Once you’ve picked out a few promising inns, clarify the basics: Is breakfast included? What other meals are available? Some casas rurales are set up primarily for longer stays where “self-catering” is the norm (that means shopping in local markets and cooking in your own cottage kitchen). Review the sleeping set-up: bigger beds for couples, quaintly called camas de matrimonio, can be harder to come by. Take it from me, you also want to ask questions that touch on how the place will look and feel: Is it a working farm? Do the owners live there? Will you be the only guests or will you be sharing the property with others? Is the house in a village or an isolated location? Does the village have shops, restaurants or other attractions? Is the property right on a highway? Does the picture on the website show the part of the house you’ll be renting?

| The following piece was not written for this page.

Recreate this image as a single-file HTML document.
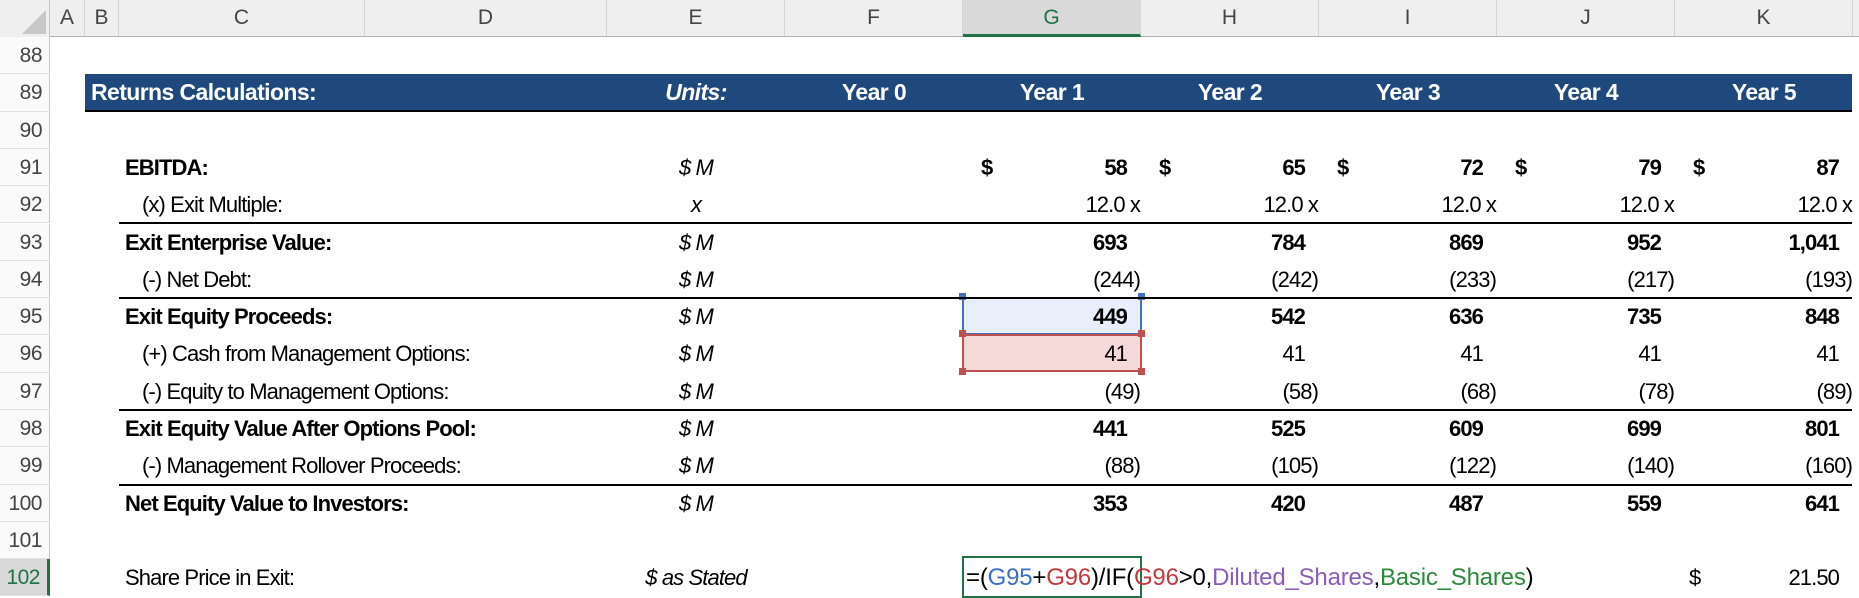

Some places can be too rustic. More often, I’ve found charm forsaken in an overzealous under-funded effort to provide modern comforts. Pictures on the web can help here, but they don’t always capture the real feeling of a place. If you’re working with a trusted local travel advisor, get his or her to describe the proprietors’ taste. Maybe the most important question is one you should ask yourself. It goes without saying that you’re looking for charm and you want it to be inexpensive. But are you open to real simplicity? Part of why I like Mas Garganta so much, for example, is that it is not over-restored. Yet I think the proprietress has a great eye. For me the calm simplicity she cultivates trumps such hardships as meagerly appointed bathrooms. Most of the clients I’ve sent to Mas Garganta have adored it, but one couple never even noticed the still-lifes of garden produce in the pantry or the landscapes from the terrace. They fled after glimpsing the gaps in the 300-year old floorboards and feeling the crispness of line-dried cotton sheets.

Spain’s casas rurales offer authenticity, with prices well below standard hotel rates. Some are beautiful, too, but whether they’re idyllic or not is at least partly up to you.